Math Problem
What do you get when you cross the horror of, say, Pearl Harbor with the folly of Janet's wardrobe malfunction?
My life at the moment.
There is a cacophony of noise in my head and heart right now that does not fit well into my duty of blogging. My mission, gentle readers, is to entertain, not to use my Toaster Oven as therapy. So, I will employ the skills I've learned from my Midwestern upbringing and discuss a bit of trivial business instead. Once the emergency crew clears out some of the rubble, I can discuss matters of the heart in a way that won't make you want to jump through your monitor and shake the bejeezus out of me.
I had a date this weekend and found myself to be the victim of the mirage known as flattering bar lighting. The Landscaper was pretty appealing the night we flirted over drinks, but in the daylight it was a different story. He is a sweet man, but I knew it wouldn't work between us when we met for lunch Sunday.

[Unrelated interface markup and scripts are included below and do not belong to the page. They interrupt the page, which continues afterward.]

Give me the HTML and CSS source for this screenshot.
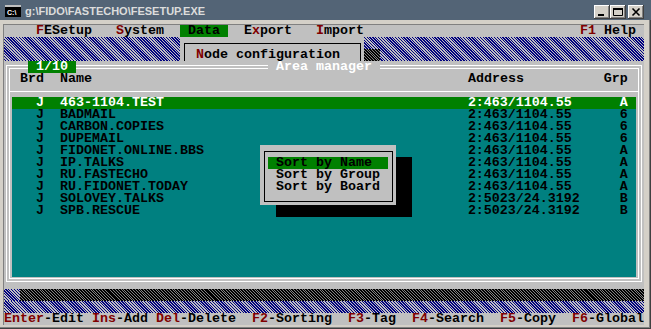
FILE: index.html
```html
<!doctype html>
<html lang="en">
  <head>
    <meta charset="UTF-8" />
    <title>g:\FIDO\FASTECHO\FESETUP.EXE</title>
    <link rel="stylesheet" href="styles.css">
  </head>

  <body>
    <div class="window">
      <div class="titlebar">
        <svg class="app-icon" width="16" height="16" viewBox="0 0 16 16">
          <rect x="0" y="4" width="16" height="11" fill="#000" />
          <rect x="0" y="3" width="16" height="2" fill="#c0c0c0" />
          <text x="2" y="12.5" font-family="Liberation Sans, sans-serif" font-size="7" font-weight="bold" fill="#fff">C:\</text>
        </svg>
        <span class="title">g:\FIDO\FASTECHO\FESETUP.EXE</span>
        <span class="caption-buttons">
          <span class="cbtn">
            <svg width="16" height="14" viewBox="0 0 16 14"><rect x="4" y="9" width="6" height="2" fill="#000" /></svg>
          </span>
          <span class="cbtn">
            <svg width="16" height="14" viewBox="0 0 16 14"><path d="M3.5 3.5h9v7h-9z" fill="none" stroke="#000" /><rect x="3" y="3" width="10" height="2" fill="#000" /></svg>
          </span>
          <span class="cbtn close">
            <svg width="16" height="14" viewBox="0 0 16 14"><path d="M4.5 3.5l7 7M11.5 3.5l-7 7" stroke="#000" stroke-width="1.6" /></svg>
          </span>
        </span>
      </div>

      <div class="client">
        <div class="console">
          <div class="menu">    <span class="hot">F</span>ESetup   <span class="hot">S</span>ystem  <span class="sel"> Data </span>  E<span class="hot">x</span>port   <span class="hot">I</span>mport                           <span class="hot">F1</span> Help </div>

          <div class="desk hatch">
            <div class="node">
              <div class="node-in"><span class="hot">N</span>ode configuration</div>
            </div>
            <div class="node-shadow shade"></div>
          </div>

          <div class="area">
            <div class="frame">
              <div class="frame-in">
                <div class="head">
                  <span class="h-brd">Brd</span><span class="h-name">Name</span><span class="h-addr">Address</span><span>Grp</span>
                </div>
                <div class="sep"></div>
                <div class="list">
                  <div class="row on"><span class="brd">J</span><span class="name">463-1104.TEST</span><span class="addr">2:463/1104.55</span><span>A</span></div>
                  <div class="row"><span class="brd">J</span><span class="name">BADMAIL</span><span class="addr">2:463/1104.55</span><span>6</span></div>
                  <div class="row"><span class="brd">J</span><span class="name">CARBON.COPIES</span><span class="addr">2:463/1104.55</span><span>6</span></div>
                  <div class="row"><span class="brd">J</span><span class="name">DUPEMAIL</span><span class="addr">2:463/1104.55</span><span>6</span></div>
                  <div class="row"><span class="brd">J</span><span class="name">FIDONET.ONLINE.BBS</span><span class="addr">2:463/1104.55</span><span>A</span></div>
                  <div class="row"><span class="brd">J</span><span class="name">IP.TALKS</span><span class="addr">2:463/1104.55</span><span>A</span></div>
                  <div class="row"><span class="brd">J</span><span class="name">RU.FASTECHO</span><span class="addr">2:463/1104.55</span><span>A</span></div>
                  <div class="row"><span class="brd">J</span><span class="name">RU.FIDONET.TODAY</span><span class="addr">2:463/1104.55</span><span>A</span></div>
                  <div class="row"><span class="brd">J</span><span class="name">SOLOVEY.TALKS</span><span class="addr">2:5023/24.3192</span><span>B</span></div>
                  <div class="row"><span class="brd">J</span><span class="name">SPB.RESCUE</span><span class="addr">2:5023/24.3192</span><span>B</span></div>
                </div>
              </div>
            </div>
            <span class="counter">1/10</span>
            <span class="area-title">Area manager</span>
          </div>

          <div class="shadow-row">
            <span class="hatch edge"></span>
            <span class="shade fill"></span>
          </div>
          <div class="desk-row hatch"></div>

          <div class="status"><span class="hot">Enter</span>-Edit <span class="hot">Ins</span>-Add <span class="hot">Del</span>-Delete  <span class="hot">F2</span>-Sorting  <span class="hot">F3</span>-Tag  <span class="hot">F4</span>-Search  <span class="hot">F5</span>-Copy  <span class="hot">F6</span>-Global</div>

          <div class="popup-shadow"></div>
          <div class="popup">
            <div class="popup-box">
              <div class="opt on">Sort by Name</div>
              <div class="opt">Sort by Group</div>
              <div class="opt">Sort by Board</div>
            </div>
          </div>
        </div>
      </div>
    </div>
  </body>
</html>
```

FILE: styles.css
```css
body {
  margin: 0;
  padding: 0;
  background: #d4d0c8;
}

.window {
  width: 651px;
  height: 329px;
  background: #d4d0c8;
  overflow: hidden;
  box-shadow: inset -1px -1px #404040, inset -2px -2px #808080;
}

/* window caption */

.titlebar {
  height: 20px;
  display: flex;
  align-items: center;
  padding: 0 7px 0 5px;
  background: #536476;
  font: bold 11px "Liberation Sans", Arial, sans-serif;
  color: #dcdcdc;
}

.app-icon {
  flex: none;
  margin-right: 4px;
}

.title {
  padding-top: 1px;
}

.caption-buttons {
  margin-left: auto;
  display: flex;
  align-self: flex-start;
  margin-top: 5px;
}

.cbtn {
  width: 16px;
  height: 14px;
  background: #d4d0c8;
  box-shadow: inset -1px -1px #404040, inset 1px 1px #fff, inset -2px -2px #808080;
}

.cbtn svg {
  display: block;
}

.cbtn.close {
  margin-left: 2px;
}

/* text mode screen, 80x25 cells of 8x12 */

.client {
  width: 640px;
  height: 300px;
  margin: 4px 0 0 3px;
  border-top: 1px solid #808080;
  border-left: 1px solid #808080;
}

.console {
  position: relative;
  width: 640px;
  height: 300px;
  overflow: hidden;
  background: #c0c0c0;
  color: #000;
  font: bold 13.333px/12px "Liberation Mono", monospace;
}

.menu,
.status,
.node-in,
.counter,
.area-title,
.opt,
.head span,
.row span {
  white-space: pre;
}

.hot {
  color: #800000;
}

.sel {
  background: #008000;
}

.hatch {
  background: repeating-linear-gradient(45deg, #c0c0c0 0 1px, #000080 1px 2px);
}

.shade {
  background: repeating-linear-gradient(45deg, #000 0 1.3px, #808080 1.3px 2px);
}

.menu,
.status,
.desk-row,
.shadow-row {
  height: 12px;
}

.desk {
  height: 24px;
  display: flex;
  align-items: flex-end;
}

.node {
  align-self: flex-start;
  width: 184px;
  height: 24px;
  margin-left: 176px;
  padding: 6px 0 0 4px;
  box-sizing: border-box;
  background: #c0c0c0;
}

.node-in {
  width: 177px;
  height: 18px;
  padding: 5px 0 0 11px;
  box-sizing: border-box;
  border: 1px solid #000;
  border-bottom: none;
}

.node-shadow {
  width: 16px;
  height: 12px;
}

/* area manager window */

.area {
  position: relative;
  height: 228px;
  padding: 4px 2px 7px 2px;
  box-sizing: border-box;
}

.frame {
  height: 100%;
  padding: 2px;
  box-sizing: border-box;
  border: 1px solid #fff;
}

.frame-in {
  height: 100%;
  padding-top: 4px;
  box-sizing: border-box;
  border: 1px solid #fff;
}

.counter,
.area-title {
  position: absolute;
  top: 0;
  height: 12px;
  padding: 0 1ch;
  color: #fff;
}

.counter {
  left: 24px;
  background: #008000;
}

.area-title {
  left: 264px;
  background: #c0c0c0;
}

.head {
  display: flex;
  height: 12px;
  padding-left: 10px;
}

.h-brd {
  width: 5ch;
}

.h-name {
  width: 51ch;
}

.h-addr {
  width: 17ch;
}

.sep {
  height: 6px;
  margin-bottom: 5px;
  border-bottom: 1px solid #fff;
}

.list {
  height: 180px;
  margin: 0 2px;
  background: #008080;
}

.row {
  display: flex;
  height: 12px;
  padding-left: 3ch;
}

.row.on {
  background: #008000;
  color: #fff;
}

.brd {
  width: 3ch;
}

.name {
  width: 51ch;
}

.addr {
  width: 19ch;
}

.shadow-row {
  display: flex;
}

.edge {
  width: 16px;
}

.fill {
  flex: 1;
}

/* sort popup */

.popup-shadow {
  position: absolute;
  left: 272px;
  top: 132px;
  width: 136px;
  height: 60px;
  background: #000;
}

.popup {
  position: absolute;
  left: 256px;
  top: 120px;
  width: 136px;
  height: 60px;
  padding: 6px 3px 3px 4px;
  box-sizing: border-box;
  background: #c0c0c0;
}

.popup-box {
  height: 100%;
  padding: 5px 0 0 3px;
  box-sizing: border-box;
  border: 1px solid #000;
}

.opt {
  width: 15ch;
  height: 12px;
  padding-left: 1ch;
  box-sizing: border-box;
}

.opt.on {
  background: #008000;
}
```
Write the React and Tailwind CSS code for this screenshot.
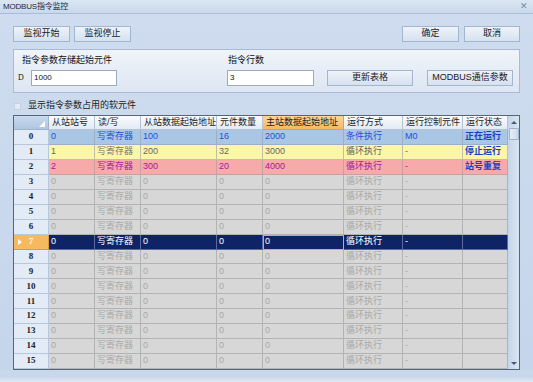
import React from "react";

const F = { fontFamily: '"Liberation Sans", "Noto Sans CJK SC", sans-serif' };

const cols = [46, 46, 76, 46, 81, 59, 60, 45];
const headers = ["从站站号", "读/写", "从站数据起始地址", "元件数量", "主站数据起始地址", "运行方式", "运行控制元件", "运行状态"];

function Btn({ children, w, className = "" }) {
  return (
    <div
      className={`flex h-[16px] items-center justify-center border border-[#a3b6d0] bg-gradient-to-b from-[#eef3f9] to-[#d6e1ef] text-[9px] text-[#1a1a1a] ${className}`}
      style={{ width: w }}
    >
      {children}
    </div>
  );
}

function Row({ i }) {
  let bg = "bg-[#d7d7d7]";
  let txt = "text-[#a9a9a9]";
  let line = "border-[#b3b3b3]";
  let status = "";
  let mode = "循环执行";
  let ctrl = "-";
  let vals = ["0", "0", "0", "0"];
  let rwCls = "";
  if (i === 0) {
    bg = "bg-[#a9c7e5]";
    txt = "text-[#1f4fd6]";
    line = "border-[#9bb0c8]";
    status = "正在运行";
    mode = "条件执行";
    ctrl = "M0";
    vals = ["0", "100", "16", "2000"];
  } else if (i === 1) {
    bg = "bg-[#fbf6a8]";
    txt = "text-[#666]";
    line = "border-[#c0c0a0]";
    status = "停止运行";
    vals = ["1", "200", "32", "3000"];
    rwCls = "text-[#777]";
  } else if (i === 2) {
    bg = "bg-[#f7aaaa]";
    txt = "text-[#a3199e]";
    line = "border-[#c8a0a0]";
    status = "站号重复";
    vals = ["2", "300", "20", "4000"];
  } else if (i === 7) {
    bg = "bg-[#0e2467]";
    txt = "text-white";
    line = "border-[#5a6aa0]";
  }
  const sel = i === 7;
  const cells = [vals[0], "写寄存器", vals[1], vals[2], vals[3], mode, ctrl, status];
  return (
    <div className="flex h-[15px]">
      <div
        className={`relative flex w-[35px] shrink-0 items-center justify-center border-b border-r ${
          sel ? "border-[#d99a40] bg-[#f7b960] text-white" : "border-[#b7c7dc] bg-[#e3ebf6] text-[#222]"
        } text-[9px] font-bold`}
        style={{ fontFamily: '"Liberation Serif", serif' }}
      >
        {sel && (
          <span className="absolute left-[4px] top-[4px] h-0 w-0 border-y-[3.5px] border-l-[4px] border-y-transparent border-l-white" />
        )}
        {i}
      </div>
      {cells.map((c, k) => {
        const isStatus = k === 7;
        const isRw = k === 1;
        let cls = txt;
        if (isStatus) cls = "text-[#1640c8] font-bold";
        if (isRw && rwCls) cls = rwCls;
        const focus = sel && k === 4;
        return (
          <div
            key={k}
            className={`flex shrink-0 items-center overflow-hidden whitespace-nowrap border-b border-r pl-[2px] text-[9px] ${line} ${bg} ${cls} ${
              focus ? "outline outline-1 -outline-offset-1 outline-[#c7b36a]" : ""
            }`}
            style={{ width: cols[k] }}
          >
            {c}
          </div>
        );
      })}
    </div>
  );
}

export default function App() {
  return (
    <div className="relative h-[382px] w-[533px] overflow-hidden bg-[#c8d8ec] text-[#111]" style={F}>
      {/* title bar */}
      <div className="flex h-[14px] items-center justify-between border-b border-[#aabdd6] bg-gradient-to-b from-[#dbe6f3] to-[#c9d8ec] pl-[3px] pr-[5px]">
        <span className="text-[8px] tracking-[-0.2px] text-[#1b2a44]">MODBUS指令监控</span>
        <span className="text-[9px] leading-none text-[#7b8aa0]">✕</span>
      </div>
      <div className="bg-gradient-to-b from-[#cfdcef] to-[#c5d5eb] px-[13px] pt-[12px]">
        {/* top buttons */}
        <div className="flex h-[16px] items-center">
          <div className="flex gap-[4px]">
            <Btn w={57}>监视开始</Btn>
            <Btn w={57}>监视停止</Btn>
          </div>
          <div className="ml-auto flex gap-[5px]">
            <Btn w={57}>确定</Btn>
            <Btn w={56}>取消</Btn>
          </div>
        </div>
        {/* group */}
        <div className="mt-[7px] flex h-[44px] border border-[#a9bbd3] bg-gradient-to-b from-[#f0f4fa] to-[#dde6f2] text-[9px]">
          <div className="flex w-[213px] flex-col pl-[8px] pt-[5px]">
            <span className="leading-[11px]">指令参数存储起始元件</span>
            <div className="mt-[4px] flex items-center">
              <span className="-ml-[4px] w-[13px] text-[8px]" style={{ fontFamily: '"Liberation Serif", serif' }}>D</span>
              <div className="flex h-[16px] w-[86px] items-center border border-[#9aaac0] bg-white pl-[2px] text-[8px]">1000</div>
            </div>
          </div>
          <div className="flex flex-col pt-[5px]">
            <span className="pl-[1px] leading-[11px]">指令行数</span>
            <div className="mt-[4px] flex items-center">
              <div className="flex h-[16px] w-[87px] items-center border border-[#9aaac0] bg-white pl-[2px] text-[8px]">3</div>
              <Btn w={86} className="ml-[13px]">更新表格</Btn>
              <Btn w={86} className="ml-[14px] text-[8px]">MODBUS通信参数</Btn>
            </div>
          </div>
        </div>
        {/* checkbox */}
        <div className="mt-[8px] flex h-[10px] items-center">
          <span className="ml-[1px] h-[7px] w-[7px] border border-[#c5d1e0] bg-[#e4ebf4]" />
          <span className="ml-[7px] text-[9px] text-[#222]">显示指令参数占用的软元件</span>
        </div>
        {/* grid */}
        <div className="mt-[4px] flex h-[255px] w-[507px] border border-[#55657c] bg-[#d7d7d7]">
          <div className="flex flex-col">
            {/* header */}
            <div className="flex h-[14px]">
              <div className="relative w-[35px] shrink-0 border-b border-r border-[#9fb2cc] bg-gradient-to-b from-[#c9d9ec] to-[#aec6e2]">
                <span className="absolute bottom-[2px] right-[3px] h-0 w-0 border-b-[6px] border-l-[6px] border-b-white border-l-transparent" />
              </div>
              {headers.map((h, k) => (
                <div
                  key={k}
                  className={`flex shrink-0 items-center whitespace-nowrap border-b border-r pl-[3px] text-[9px] ${
                    k === 4
                      ? "border-[#d9a050] bg-gradient-to-b from-[#fbd598] to-[#f6b760] text-[#222]"
                      : "border-[#b4c2d4] bg-gradient-to-b from-[#fafcfe] to-[#e3eaf3] text-[#222]"
                  }`}
                  style={{ width: cols[k] }}
                >
                  {h}
                </div>
              ))}
            </div>
            {Array.from({ length: 16 }, (_, i) => (
              <Row key={i} i={i} />
            ))}
          </div>
          {/* scrollbar */}
          <div className="ml-auto flex w-[12px] flex-col items-center bg-gradient-to-r from-[#c5d6ea] to-[#dae5f2]">
            <div className="flex h-[12px] w-full items-center justify-center">
              <span className="h-0 w-0 border-x-[3px] border-b-[3px] border-x-transparent border-b-[#4b5a74]" />
            </div>
            <div className="h-[12px] w-[10px] rounded-[1px] border border-[#9fb2cc] bg-gradient-to-r from-[#e6eef8] to-[#cbdaec]" />
            <div className="mt-auto flex h-[12px] w-full items-center justify-center">
              <span className="h-0 w-0 border-x-[3px] border-t-[3px] border-x-transparent border-t-[#4b5a74]" />
            </div>
          </div>
        </div>
      </div>
      <div className="absolute bottom-0 left-0 h-[6px] w-full bg-gradient-to-b from-[#c5d5eb] to-[#dfe8f4]" />
    </div>
  );
}
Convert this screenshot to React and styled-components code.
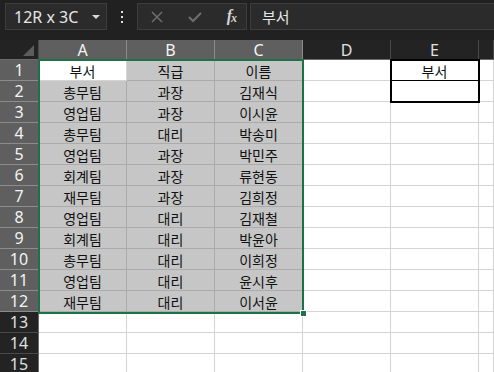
import React from "react";
import styled, { createGlobalStyle } from "styled-components";

const GlobalStyle = createGlobalStyle`
  html, body { margin: 0; padding: 0; background: #212121; overflow: hidden; }
  * { box-sizing: border-box; }
`;

const Page = styled.div`
  width: 494px;
  height: 372px;
  background: #212121;
  overflow: hidden;
  font-family: "Noto Sans", "Noto Sans CJK KR", sans-serif;
`;

const FormulaBar = styled.div`
  display: flex;
  align-items: stretch;
  height: 40px;
  padding: 3px 0 10px 5px;
`;

const NameBox = styled.div`
  width: 102px;
  display: flex;
  align-items: center;
  justify-content: space-between;
  padding: 0 6px 0 8px;
  background: #2b2b2b;
  border: 1px solid #3d3d3d;
  color: #e6e6e6;
  font-size: 16px;
`;

const Caret = styled.span`
  width: 0;
  height: 0;
  border-left: 4px solid transparent;
  border-right: 4px solid transparent;
  border-top: 4px solid #d8d8d8;
`;

const Dots = styled.div`
  width: 30px;
  display: flex;
  align-items: center;
  justify-content: center;
`;

const ActionBox = styled.div`
  width: 110px;
  display: flex;
  align-items: center;
  justify-content: space-between;
  padding: 0 10px 0 13px;
  background: #2b2b2b;
  border: 1px solid #3d3d3d;
`;

const Fx = styled.span`
  font-family: "Liberation Serif", serif;
  font-style: italic;
  font-weight: bold;
  font-size: 16px;
  color: #d6d6d6;
  letter-spacing: -1px;
  sub { font-size: 12px; vertical-align: -1px; }
`;

const FormulaInput = styled.div`
  flex: 1;
  margin-left: 3px;
  display: flex;
  align-items: center;
  padding-left: 11px;
  background: #2b2b2b;
  border: 1px solid #3d3d3d;
  border-right: none;
  color: #e8e8e8;
  font-family: "Noto Sans CJK KR", sans-serif;
  font-size: 15px;
`;

const Sheet = styled.div`
  position: relative;
  display: grid;
  grid-template-columns: 39px repeat(5, 88px) 1fr;
  grid-template-rows: 20px repeat(15, 21px);
`;

const Corner = styled.div`
  background: #232323;
  border-right: 1px solid #4a4a4a;
  border-bottom: 1px solid #6a6a6a;
  display: flex;
  align-items: flex-end;
  justify-content: flex-end;
  padding: 0 4px 3px 0;
`;

const Triangle = styled.span`
  width: 0;
  height: 0;
  border-left: 11px solid transparent;
  border-bottom: 11px solid #5c5c5c;
`;

const ColHeader = styled.div`
  display: flex;
  align-items: center;
  justify-content: center;
  background: ${(p) => (p.$sel ? "#5f5f5f" : "#232323")};
  border-right: 1px solid ${(p) => (p.$sel ? "#8c8c8c" : "#4a4a4a")};
  border-bottom: 1px solid ${(p) => (p.$sel ? "#a0a0a0" : "#6a6a6a")};
  color: ${(p) => (p.$sel ? "#f4f4f4" : "#e0e0e0")};
  font-size: 16px;
  line-height: 1;
  padding-top: 1px;
`;

const RowHeader = styled.div`
  display: flex;
  align-items: center;
  justify-content: center;
  background: ${(p) => (p.$sel ? "#5f5f5f" : "#232323")};
  border-right: 1px solid ${(p) => (p.$sel ? "#a0a0a0" : "#6a6a6a")};
  border-bottom: 1px solid ${(p) => (p.$sel ? "#8c8c8c" : "#4a4a4a")};
  color: ${(p) => (p.$sel ? "#f4f4f4" : "#e0e0e0")};
  font-size: 16px;
  line-height: 1;
`;

const Cell = styled.div`
  display: flex;
  align-items: center;
  justify-content: center;
  background: ${(p) => (p.$sel ? "#c6c6c6" : "#ffffff")};
  border-right: 1px solid ${(p) => (p.$sel ? "#ababab" : "#d4d4d4")};
  border-bottom: 1px solid ${(p) => (p.$bb ? "#000000" : p.$sel ? "#ababab" : "#d4d4d4")};
  color: #111;
  font-family: "Noto Sans CJK KR", sans-serif;
  font-size: 14px;
  line-height: 1;
  padding-top: 1px;
`;

const Selection = styled.div`
  position: absolute;
  left: 38px;
  top: 19px;
  width: 266px;
  height: 255px;
  border: 2px solid #1e7145;
  pointer-events: none;
`;

const Handle = styled.div`
  position: absolute;
  left: 300px;
  top: 270px;
  width: 7px;
  height: 7px;
  background: #1e7145;
  border: 1px solid #ffffff;
`;

const CopyBox = styled.div`
  position: absolute;
  left: 390px;
  top: 19px;
  width: 90px;
  height: 44px;
  border: 2px solid #000000;
  pointer-events: none;
`;

const rows = [
  ["부서", "직급", "이름"],
  ["총무팀", "과장", "김재식"],
  ["영업팀", "과장", "이시윤"],
  ["총무팀", "대리", "박송미"],
  ["영업팀", "과장", "박민주"],
  ["회계팀", "과장", "류현동"],
  ["재무팀", "과장", "김희정"],
  ["영업팀", "대리", "김재철"],
  ["회계팀", "대리", "박윤아"],
  ["총무팀", "대리", "이희정"],
  ["영업팀", "대리", "윤시후"],
  ["재무팀", "대리", "이서윤"],
];

const cols = ["A", "B", "C", "D", "E", ""];

export default function App() {
  const cells = [];
  cells.push(
    <Corner key="corner">
      <Triangle />
    </Corner>
  );
  cols.forEach((c, i) => {
    cells.push(
      <ColHeader key={"h" + i} $sel={i < 3}>
        {c}
      </ColHeader>
    );
  });
  for (let r = 0; r < 15; r++) {
    cells.push(
      <RowHeader key={"r" + r} $sel={r < 12}>
        {r + 1}
      </RowHeader>
    );
    for (let c = 0; c < 6; c++) {
      const inData = r < 12 && c < 3;
      const text = inData ? rows[r][c] : r === 0 && c === 4 ? "부서" : "";
      const sel = inData && !(r === 0 && c === 0);
      cells.push(
        <Cell key={r + "-" + c} $sel={sel} $bb={r === 0 && c === 4}>
          {text}
        </Cell>
      );
    }
  }

  return (
    <Page>
      <GlobalStyle />
      <FormulaBar>
        <NameBox>
          <span>12R x 3C</span>
          <Caret />
        </NameBox>
        <Dots>
          <svg width="4" height="14" viewBox="0 0 4 14">
            <rect x="1" y="1" width="2" height="2" fill="#e0e0e0" />
            <rect x="1" y="6" width="2" height="2" fill="#e0e0e0" />
            <rect x="1" y="11" width="2" height="2" fill="#e0e0e0" />
          </svg>
        </Dots>
        <ActionBox>
          <svg width="12" height="12" viewBox="0 0 12 12">
            <path d="M1 1 L11 11 M11 1 L1 11" stroke="#6e6e6e" strokeWidth="1.5" />
          </svg>
          <svg width="14" height="12" viewBox="0 0 14 12">
            <path d="M1 6 L5 10 L13 2" stroke="#6e6e6e" strokeWidth="2" fill="none" />
          </svg>
          <Fx>
            f<sub>x</sub>
          </Fx>
        </ActionBox>
        <FormulaInput>부서</FormulaInput>
      </FormulaBar>
      <Sheet>
        {cells}
        <Selection />
        <Handle />
        <CopyBox />
      </Sheet>
    </Page>
  );
}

He was wearing a torn dirty sweater that used to be white and was two sizes too small. While he was talking to me I found myself thinking, "with some new clothes and a beard trim he could be much more attractive. Maybe he could cut his hair and use some product. He may be dateable with some work. "
My Pygmalion fantasy was shattered when he pulled me from my reverie with the words, "I can't stand those guys from Queer Eye from the Straight Guy. Trying to make over guys and change them. That is not my style."
Oh my god, I am a Queer Eye guy.
I just hope I'm not Jai, the useless one, but I have a feeling that's exactly who I am.